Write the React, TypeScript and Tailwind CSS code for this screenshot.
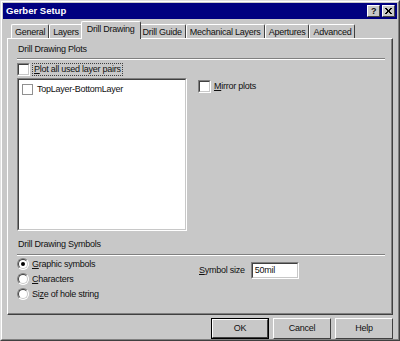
import React from 'react';

const font = { fontFamily: '"Liberation Sans", Arial, sans-serif' };

const raised =
  'border-t border-l border-t-white border-l-white border-b border-r border-b-[#404040] border-r-[#404040]';
const sunken =
  'border-t border-l border-t-[#808080] border-l-[#808080] border-b border-r border-b-white border-r-white';
const sunkenInner =
  'border-t border-l border-t-[#404040] border-l-[#404040] border-b border-r border-b-[#c8c8c8] border-r-[#c8c8c8]';

function Check({ checked = false }: { checked?: boolean }) {
  return (
    <span className={'inline-block w-[13px] h-[13px] bg-white shrink-0 ' + sunken}>
      <span className={'block w-full h-full ' + sunkenInner}>
        {checked && <span className="block w-[5px] h-[5px] bg-black" />}
      </span>
    </span>
  );
}

function Radio({ checked = false }: { checked?: boolean }) {
  return (
    <span className="relative inline-block w-[12px] h-[12px] shrink-0">
      <span className="absolute inset-0 rounded-full border border-t-[#808080] border-l-[#808080] border-b-white border-r-white bg-white" />
      <span className="absolute inset-[1px] rounded-full border border-t-[#404040] border-l-[#404040] border-b-[#c8c8c8] border-r-[#c8c8c8]" />
      {checked && <span className="absolute left-[4px] top-[4px] w-[4px] h-[4px] rounded-full bg-black" />}
    </span>
  );
}

function Tab({ label, active = false }: { label: string; active?: boolean }) {
  return (
    <div
      className={
        'whitespace-nowrap border-t border-l border-t-white border-l-white border-r border-r-[#404040] rounded-t-[2px] flex items-center ' +
        (active
          ? 'h-[18px] px-[5px] -mx-[2px] relative z-10 bg-[#c8c8c8] pb-[2px]'
          : 'h-[15px] px-[3px]')
      }
    >
      {label}
    </div>
  );
}

function Button({ label, def = false }: { label: string; def?: boolean }) {
  return (
    <div className={'w-[58px] h-[21px] ' + (def ? 'border border-black' : '')}>
      <div className={'w-full h-full flex items-center justify-center ' + raised}>{label}</div>
    </div>
  );
}

export default function App() {
  return (
    <div
      style={font}
      className="w-[400px] h-[341px] bg-[#c8c8c8] text-[9px] tracking-[-0.25px] text-[#101010] leading-none border-t border-l border-t-[#e0e0e0] border-l-[#e0e0e0] border-b border-r border-b-[#404040] border-r-[#404040] overflow-hidden"
    >
      <div className="h-full border-t border-l border-t-white border-l-white border-b border-r border-b-[#808080] border-r-[#808080] flex flex-col">
        {/* Title bar */}
        <div className="mx-[1px] mt-[1px] h-[16px] bg-[#000080] flex items-center justify-between pl-[3px] pr-[2px]">
          <span className="text-white font-bold text-[9.5px] tracking-normal">Gerber Setup</span>
          <div className="flex gap-[2px]">
            <div className={'w-[13px] h-[12px] bg-[#c8c8c8] flex items-center justify-center font-bold text-[9px] ' + raised}>
              ?
            </div>
            <div className={'w-[13px] h-[12px] bg-[#c8c8c8] flex items-center justify-center ' + raised}>
              <svg width="7" height="6" viewBox="0 0 7 6">
                <path d="M0 0L6 6M1 0L7 6M6 0L0 6M7 0L1 6" stroke="black" strokeWidth="1" />
              </svg>
            </div>
          </div>
        </div>

        {/* Tabs */}
        <div className="flex items-end mt-[2px] pl-[9px] h-[18px]">
          <Tab label="General" />
          <Tab label="Layers" />
          <Tab label="Drill Drawing" active />
          <Tab label="Drill Guide" />
          <Tab label="Mechanical Layers" />
          <Tab label="Apertures" />
          <Tab label="Advanced" />
        </div>

        {/* Panel */}
        <div className={'mx-[5px] h-[277px] -mt-[1px] ' + raised}>
          <div className="h-full border-b border-r border-b-[#808080] border-r-[#808080] pl-[9px] pr-[6px] pt-[5px] flex flex-col">
            <div className="h-[11px] flex items-center pl-[1px]">Drill Drawing Plots</div>
            <div className="mt-[3px] border-t border-t-[#808080] border-b border-b-white" />
            <div className="flex items-center gap-[3px] mt-[3px] h-[13px]">
              <Check />
              <span className="outline outline-1 outline-dotted outline-[#404040] px-[1px] py-[1px]">
                <span className="underline">P</span>lot all used layer pairs
              </span>
            </div>
            <div className="flex mt-[2px]">
              <div className={'w-[170px] h-[153px] bg-white ' + sunken}>
                <div className={'w-full h-full px-[3px] pt-[4px] ' + sunkenInner}>
                  <div className="flex items-center gap-[4px] h-[11px]">
                    <span className="inline-block w-[11px] h-[11px] border border-[#909090] bg-white" />
                    TopLayer-BottomLayer
                  </div>
                </div>
              </div>
              <div className="flex items-center gap-[3px] ml-[11px] mt-[2px] h-[13px]">
                <Check />
                <span>
                  <span className="underline">M</span>irror plots
                </span>
              </div>
            </div>
            <div className="mt-[8px] h-[11px] flex items-center pl-[1px]">Drill Drawing Symbols</div>
            <div className="mt-[4px] border-t border-t-[#808080] border-b border-b-white" />
            <div className="flex mt-[2px]">
              <div className="flex flex-col gap-[3px] w-[182px]">
                <div className="flex items-center gap-[3px] h-[12px]">
                  <Radio checked />
                  <span>
                    <span className="underline">G</span>raphic symbols
                  </span>
                </div>
                <div className="flex items-center gap-[3px] h-[12px]">
                  <Radio />
                  <span>
                    <span className="underline">C</span>haracters
                  </span>
                </div>
                <div className="flex items-center gap-[3px] h-[12px]">
                  <Radio />
                  <span>
                    Si<span className="underline">z</span>e of hole string
                  </span>
                </div>
              </div>
              <div className="flex items-center gap-[6px] h-[17px] mt-[4px]">
                <span>
                  <span className="underline">S</span>ymbol size
                </span>
                <div className={'w-[48px] h-[17px] bg-white ' + sunken}>
                  <div className={'w-full h-full pl-[2px] flex items-center ' + sunkenInner}>50mil</div>
                </div>
              </div>
            </div>
          </div>
        </div>

        {/* Buttons */}
        <div className="flex justify-end gap-[4px] mt-[3px] pr-[5px]">
          <Button label="OK" def />
          <Button label="Cancel" />
          <Button label="Help" />
        </div>
      </div>
    </div>
  );
}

Work to complete: Ignore the images and quote every line of the listing exactly.

Full response:
Write the React, TypeScript and Tailwind CSS code for this screenshot.
import React from 'react';

const font = { fontFamily: '"Liberation Sans", Arial, sans-serif' };

const raised =
  'border-t border-l border-t-white border-l-white border-b border-r border-b-[#404040] border-r-[#404040]';
const sunken =
  'border-t border-l border-t-[#808080] border-l-[#808080] border-b border-r border-b-white border-r-white';
const sunkenInner =
  'border-t border-l border-t-[#404040] border-l-[#404040] border-b border-r border-b-[#c8c8c8] border-r-[#c8c8c8]';

function Check({ checked = false }: { checked?: boolean }) {
  return (
    <span className={'inline-block w-[13px] h-[13px] bg-white shrink-0 ' + sunken}>
      <span className={'block w-full h-full ' + sunkenInner}>
        {checked && <span className="block w-[5px] h-[5px] bg-black" />}
      </span>
    </span>
  );
}

function Radio({ checked = false }: { checked?: boolean }) {
  return (
    <span className="relative inline-block w-[12px] h-[12px] shrink-0">
      <span className="absolute inset-0 rounded-full border border-t-[#808080] border-l-[#808080] border-b-white border-r-white bg-white" />
      <span className="absolute inset-[1px] rounded-full border border-t-[#404040] border-l-[#404040] border-b-[#c8c8c8] border-r-[#c8c8c8]" />
      {checked && <span className="absolute left-[4px] top-[4px] w-[4px] h-[4px] rounded-full bg-black" />}
    </span>
  );
}

function Tab({ label, active = false }: { label: string; active?: boolean }) {
  return (
    <div
      className={
        'whitespace-nowrap border-t border-l border-t-white border-l-white border-r border-r-[#404040] rounded-t-[2px] flex items-center ' +
        (active
          ? 'h-[18px] px-[5px] -mx-[2px] relative z-10 bg-[#c8c8c8] pb-[2px]'
          : 'h-[15px] px-[3px]')
      }
    >
      {label}
    </div>
  );
}

function Button({ label, def = false }: { label: string; def?: boolean }) {
  return (
    <div className={'w-[58px] h-[21px] ' + (def ? 'border border-black' : '')}>
      <div className={'w-full h-full flex items-center justify-center ' + raised}>{label}</div>
    </div>
  );
}

export default function App() {
  return (
    <div
      style={font}
      className="w-[400px] h-[341px] bg-[#c8c8c8] text-[9px] tracking-[-0.25px] text-[#101010] leading-none border-t border-l border-t-[#e0e0e0] border-l-[#e0e0e0] border-b border-r border-b-[#404040] border-r-[#404040] overflow-hidden"
    >
      <div className="h-full border-t border-l border-t-white border-l-white border-b border-r border-b-[#808080] border-r-[#808080] flex flex-col">
        {/* Title bar */}
        <div className="mx-[1px] mt-[1px] h-[16px] bg-[#000080] flex items-center justify-between pl-[3px] pr-[2px]">
          <span className="text-white font-bold text-[9.5px] tracking-normal">Gerber Setup</span>
          <div className="flex gap-[2px]">
            <div className={'w-[13px] h-[12px] bg-[#c8c8c8] flex items-center justify-center font-bold text-[9px] ' + raised}>
              ?
            </div>
            <div className={'w-[13px] h-[12px] bg-[#c8c8c8] flex items-center justify-center ' + raised}>
              <svg width="7" height="6" viewBox="0 0 7 6">
                <path d="M0 0L6 6M1 0L7 6M6 0L0 6M7 0L1 6" stroke="black" strokeWidth="1" />
              </svg>
            </div>
          </div>
        </div>

        {/* Tabs */}
        <div className="flex items-end mt-[2px] pl-[9px] h-[18px]">
          <Tab label="General" />
          <Tab label="Layers" />
          <Tab label="Drill Drawing" active />
          <Tab label="Drill Guide" />
          <Tab label="Mechanical Layers" />
          <Tab label="Apertures" />
          <Tab label="Advanced" />
        </div>

        {/* Panel */}
        <div className={'mx-[5px] h-[277px] -mt-[1px] ' + raised}>
          <div className="h-full border-b border-r border-b-[#808080] border-r-[#808080] pl-[9px] pr-[6px] pt-[5px] flex flex-col">
            <div className="h-[11px] flex items-center pl-[1px]">Drill Drawing Plots</div>
            <div className="mt-[3px] border-t border-t-[#808080] border-b border-b-white" />
            <div className="flex items-center gap-[3px] mt-[3px] h-[13px]">
              <Check />
              <span className="outline outline-1 outline-dotted outline-[#404040] px-[1px] py-[1px]">
                <span className="underline">P</span>lot all used layer pairs
              </span>
            </div>
            <div className="flex mt-[2px]">
              <div className={'w-[170px] h-[153px] bg-white ' + sunken}>
                <div className={'w-full h-full px-[3px] pt-[4px] ' + sunkenInner}>
                  <div className="flex items-center gap-[4px] h-[11px]">
                    <span className="inline-block w-[11px] h-[11px] border border-[#909090] bg-white" />
                    TopLayer-BottomLayer
                  </div>
                </div>
              </div>
              <div className="flex items-center gap-[3px] ml-[11px] mt-[2px] h-[13px]">
                <Check />
                <span>
                  <span className="underline">M</span>irror plots
                </span>
              </div>
            </div>
            <div className="mt-[8px] h-[11px] flex items-center pl-[1px]">Drill Drawing Symbols</div>
            <div className="mt-[4px] border-t border-t-[#808080] border-b border-b-white" />
            <div className="flex mt-[2px]">
              <div className="flex flex-col gap-[3px] w-[182px]">
                <div className="flex items-center gap-[3px] h-[12px]">
                  <Radio checked />
                  <span>
                    <span className="underline">G</span>raphic symbols
                  </span>
                </div>
                <div className="flex items-center gap-[3px] h-[12px]">
                  <Radio />
                  <span>
                    <span className="underline">C</span>haracters
                  </span>
                </div>
                <div className="flex items-center gap-[3px] h-[12px]">
                  <Radio />
                  <span>
                    Si<span className="underline">z</span>e of hole string
                  </span>
                </div>
              </div>
              <div className="flex items-center gap-[6px] h-[17px] mt-[4px]">
                <span>
                  <span className="underline">S</span>ymbol size
                </span>
                <div className={'w-[48px] h-[17px] bg-white ' + sunken}>
                  <div className={'w-full h-full pl-[2px] flex items-center ' + sunkenInner}>50mil</div>
                </div>
              </div>
            </div>
          </div>
        </div>

        {/* Buttons */}
        <div className="flex justify-end gap-[4px] mt-[3px] pr-[5px]">
          <Button label="OK" def />
          <Button label="Cancel" />
          <Button label="Help" />
        </div>
      </div>
    </div>
  );
}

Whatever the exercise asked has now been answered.